The 1944 Gaslight was well represented at the Academy Awards for that year. Ingrid Bergman won a Best Actress Academy Award (the first of her three Oscars) for playing Paula. Charles Boyer was nominated for Best Actor. Angela Lansbury was nominated for Best Supporting Actress for her first screen role ever. The movie itself was nominated for an Academy Award, as was its screenplay. It won for Best Art Direction (Black-and-White).
A DVD has recently been released which includes both Gaslight productions. Viewers of this DVD are in for a special treat since seeing one movie can enhance one’s appreciation for the other as each is excellent in its own special way. Well crafted and well acted, both films are richly rewarding entertainment experiences.
Gaslight may also be read as a warning of what can go wrong in tradition-bound marital relationships of the sort that were the norm in the Victorian period and which have many strong advocates in the present day.

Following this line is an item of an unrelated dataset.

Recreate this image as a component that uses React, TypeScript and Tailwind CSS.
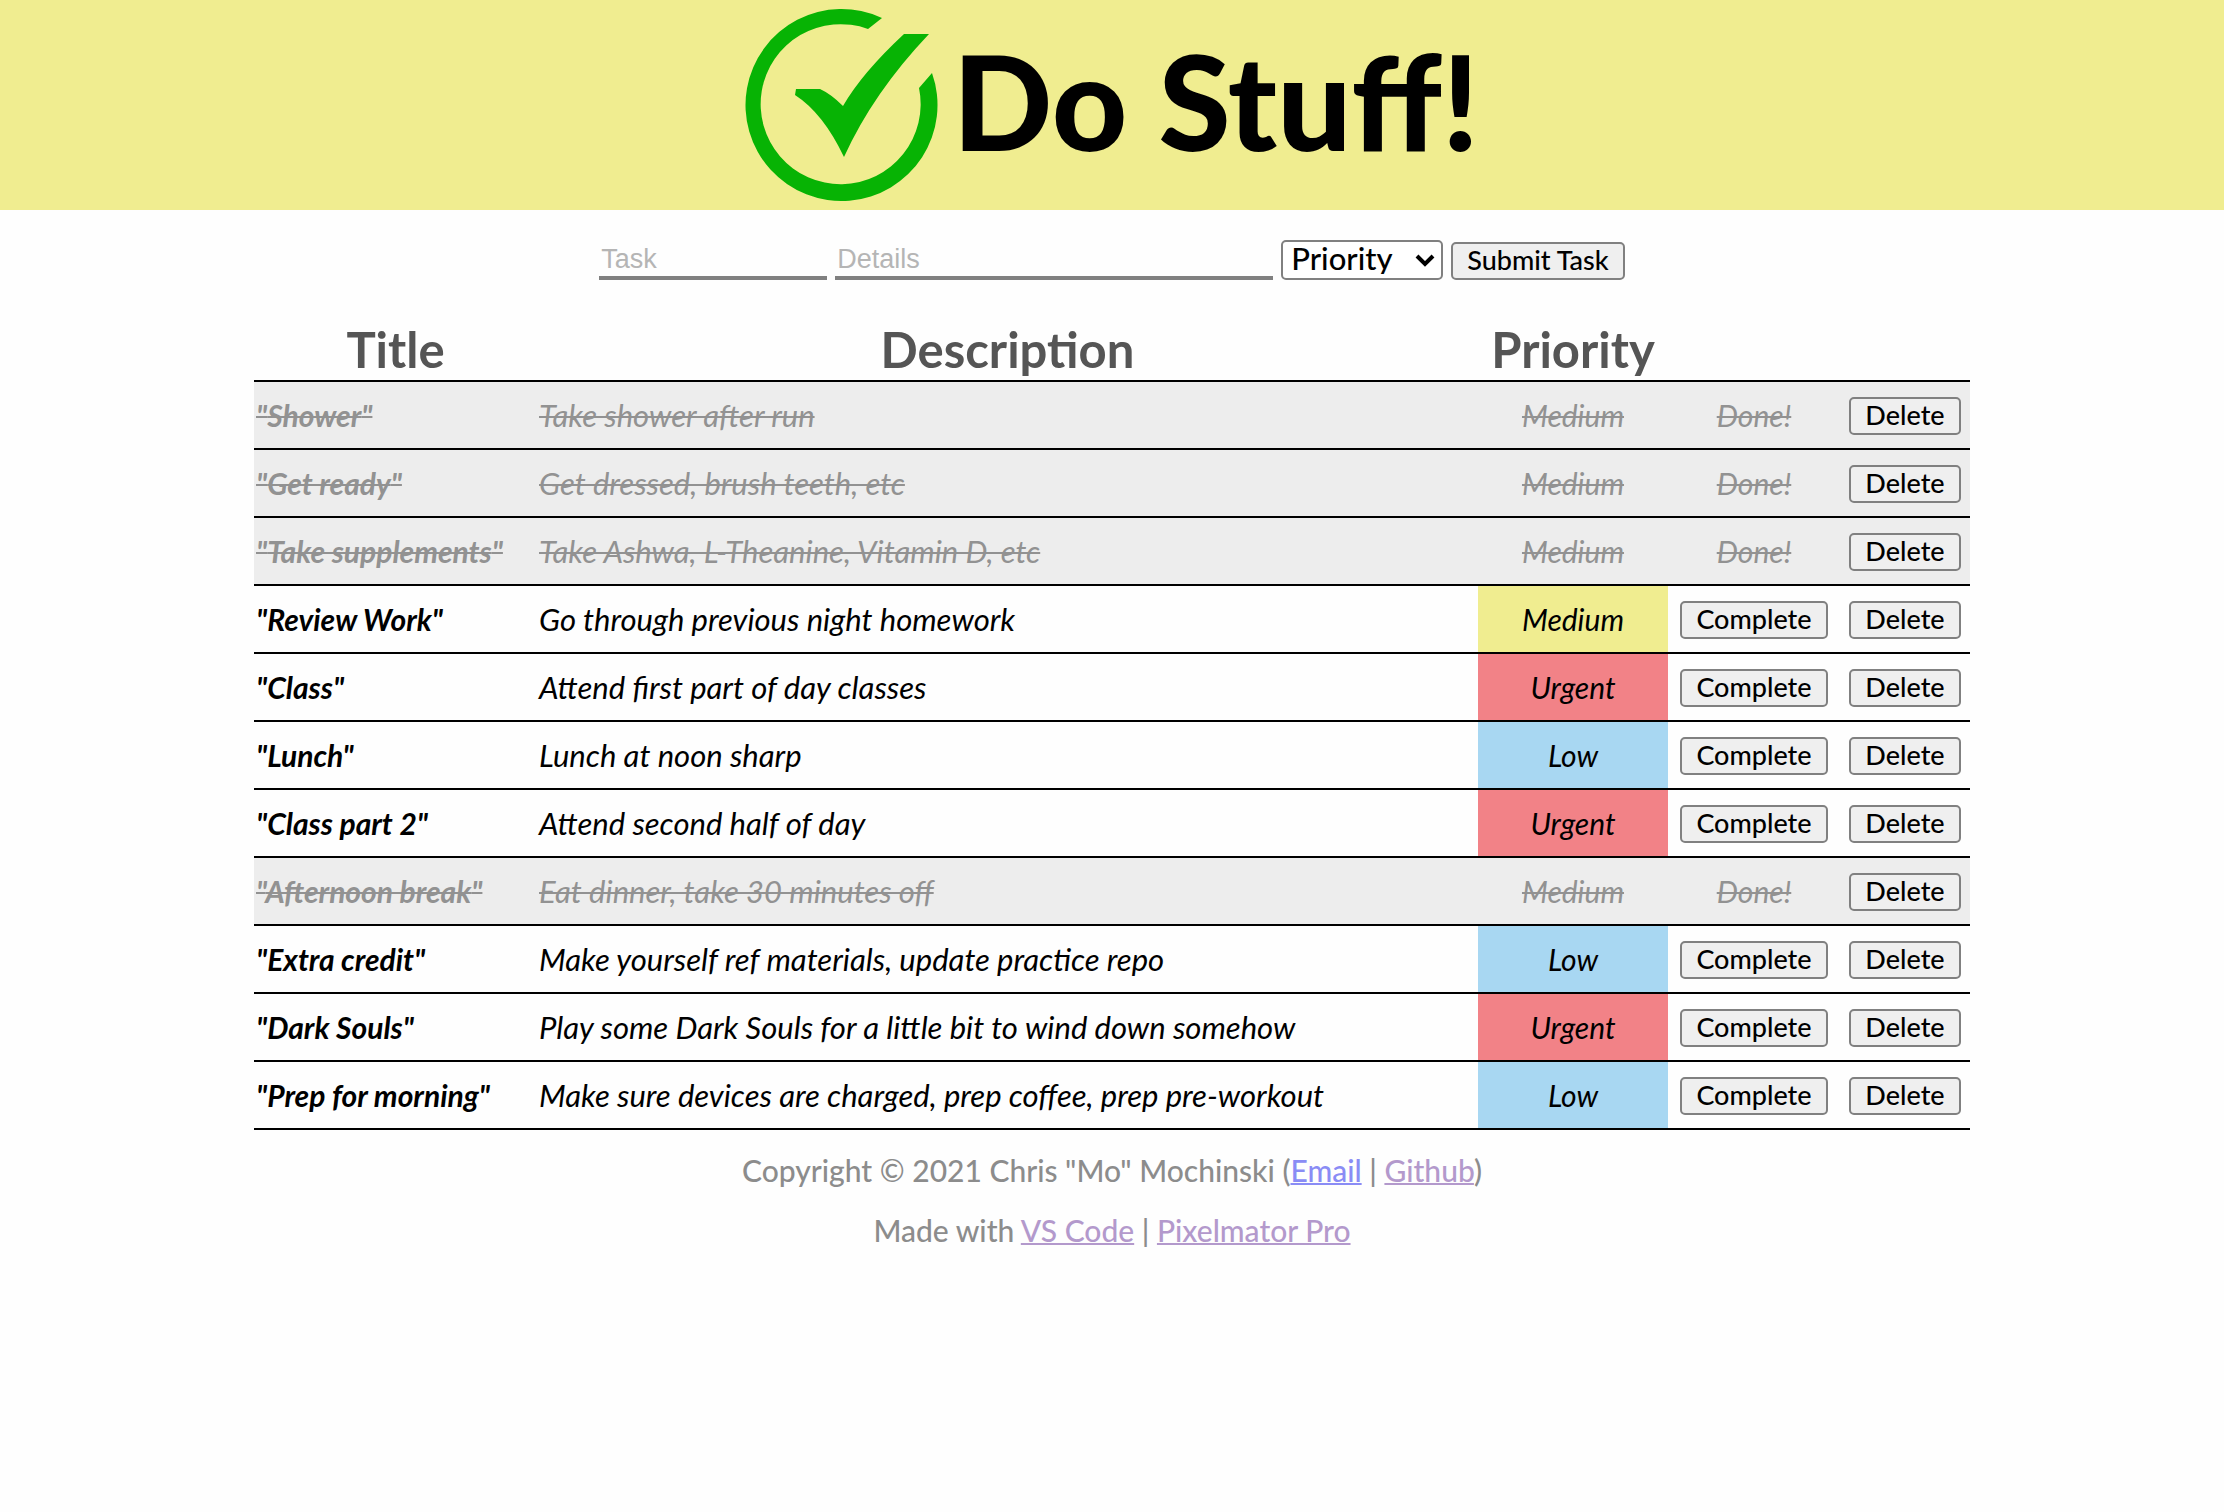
import React from "react";

type Level = "Medium" | "Urgent" | "Low";

interface Task {
  title: string;
  details: string;
  priority: Level;
  done?: boolean;
}

const tasks: Task[] = [
  { title: "Shower", details: "Take shower after run", priority: "Medium", done: true },
  { title: "Get ready", details: "Get dressed, brush teeth, etc", priority: "Medium", done: true },
  { title: "Take supplements", details: "Take Ashwa, L-Theanine, Vitamin D, etc", priority: "Medium", done: true },
  { title: "Review Work", details: "Go through previous night homework", priority: "Medium" },
  { title: "Class", details: "Attend first part of day classes", priority: "Urgent" },
  { title: "Lunch", details: "Lunch at noon sharp", priority: "Low" },
  { title: "Class part 2", details: "Attend second half of day", priority: "Urgent" },
  { title: "Afternoon break", details: "Eat dinner, take 30 minutes off", priority: "Medium", done: true },
  { title: "Extra credit", details: "Make yourself ref materials, update practice repo", priority: "Low" },
  { title: "Dark Souls", details: "Play some Dark Souls for a little bit to wind down somehow", priority: "Urgent" },
  { title: "Prep for morning", details: "Make sure devices are charged, prep coffee, prep pre-workout", priority: "Low" },
];

const levelColor: Record<Level, string> = {
  Medium: "bg-[#f0ed90]",
  Urgent: "bg-[#f28287]",
  Low: "bg-[#a8d7f2]",
};

function Logo() {
  return (
    <svg viewBox="0 0 192 192" className="size-48 shrink-0 overflow-visible" fill="#07b304" aria-hidden="true">
      <path d="M137 10A96 96 0 1 0 187 65L174 80A80 80 0 1 1 123 21Z" />
      <path d="M159 26H184Q128 85 99 149Q78 105 50 87L51 81H75Q86 86 98 98Q117 65 159 26Z" />
    </svg>
  );
}

function Button({ children, type = "button" }: { children: React.ReactNode; type?: "button" | "submit" }) {
  return (
    <button
      type={type}
      className="h-[38px] rounded-[5px] border-2 border-[#808080] bg-[#efefef] px-3.5 pb-0.5 text-[27px] leading-8 font-medium whitespace-nowrap text-black not-italic"
    >
      {children}
    </button>
  );
}

function Row({ task }: { task: Task }) {
  const text = task.done ? "text-[#929292] line-through decoration-2" : "text-black";
  return (
    <tr className={`h-[68px] border-b-2 border-black text-[30px] italic ${task.done ? "bg-[#ededed]" : ""}`}>
      <td className={`px-0.5 font-bold whitespace-nowrap ${text}`}>"{task.title}"</td>
      <td className={`px-0.5 text-[31px] ${text}`}>{task.details}</td>
      <td className={`text-center ${text} ${task.done ? "" : levelColor[task.priority]}`}>{task.priority}</td>
      <td className={`text-center ${text}`}>
        {task.done ? "Done!" : <div className="flex justify-center pt-0.5"><Button>Complete</Button></div>}
      </td>
      <td><div className="flex justify-center pt-0.5"><Button>Delete</Button></div></td>
    </tr>
  );
}

export default function App() {
  return (
    <div className="min-h-screen bg-[#fefefe] font-[Lato,sans-serif]">
      <header className="flex h-[210px] items-center justify-center gap-4 bg-[#f0ed90] pb-0.5">
        <Logo />
        <h1 className="pb-2 text-[131px] leading-none font-black whitespace-nowrap text-black">Do Stuff!</h1>
      </header>

      <form className="mt-[30px] flex items-end justify-center gap-2" onSubmit={(e) => e.preventDefault()}>
        <input
          aria-label="Task"
          placeholder="Task"
          className="h-10 w-[228px] border-b-4 border-[#808080] px-0.5 pt-0.5 font-['Liberation_Sans',sans-serif] text-[27px] placeholder:text-[#b5b5b5]"
        />
        <input
          aria-label="Details"
          placeholder="Details"
          className="h-10 w-[438px] border-b-4 border-[#808080] px-0.5 pt-0.5 font-['Liberation_Sans',sans-serif] text-[27px] placeholder:text-[#b5b5b5]"
        />
        <div className="relative">
          <select
            aria-label="Priority"
            defaultValue="Priority"
            className="block h-10 w-[162px] appearance-none rounded-[5px] border-2 border-[#808080] bg-white pb-1 pl-2 text-[31px] leading-8 font-medium text-black"
          >
            <option>Priority</option>
            <option>Urgent</option>
            <option>Medium</option>
            <option>Low</option>
          </select>
          <svg viewBox="0 0 20 14" className="pointer-events-none absolute top-3.5 right-2 h-3.5 w-5" fill="none" stroke="black" strokeWidth="4" aria-hidden="true">
            <path d="M2 2l8 8 8-8" />
          </svg>
        </div>
        <Button type="submit">Submit Task</Button>
      </form>

      <main className="mx-auto mt-[33px] w-full max-w-[1716px]">
        <table className="w-full table-fixed border-collapse">
          <colgroup>
            <col className="w-[283px]" />
            <col />
            <col className="w-[190px]" />
            <col className="w-[172px]" />
            <col className="w-[130px]" />
          </colgroup>
          <thead>
            <tr className="h-[68px] border-b-2 border-black text-[49px] leading-[60px] text-[#555555]">
              <th scope="col" className="pt-1 font-bold">Title</th>
              <th scope="col" className="pt-1 font-bold">Description</th>
              <th scope="col" className="pt-1 font-bold">Priority</th>
              <td />
              <td />
            </tr>
          </thead>
          <tbody>
            {tasks.map((task) => (
              <Row key={task.title} task={task} />
            ))}
          </tbody>
        </table>
      </main>

      <footer className="mt-5 flex flex-col items-center gap-5 text-[30px] leading-10 font-medium text-[#8c8c8c]">
        <p>
          Copyright © 2021 Chris "Mo" Mochinski (<a href="#email" className="text-[#8a8cf5] underline decoration-2">Email</a> |{" "}
          <a href="#github" className="text-[#b399cc] underline decoration-2">Github</a>)
        </p>
        <p>
          Made with <a href="#vscode" className="text-[#b399cc] underline decoration-2">VS Code</a> |{" "}
          <a href="#pixelmator" className="text-[#b399cc] underline decoration-2">Pixelmator Pro</a>
        </p>
      </footer>
    </div>
  );
}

The husband-as-leader, wife-as-follower model of marriage requires good will as well as strength of character on the part of the husband. There may also need to be a certain amount of vigilance on the part of submissive wives, who need to check their childlikeness and exercise mature judgment in placing their trust. Both Gaslights dramatically demonstrate how the Victorian ideal of marriage held the potential for the slyest and most malevolent type of abuse.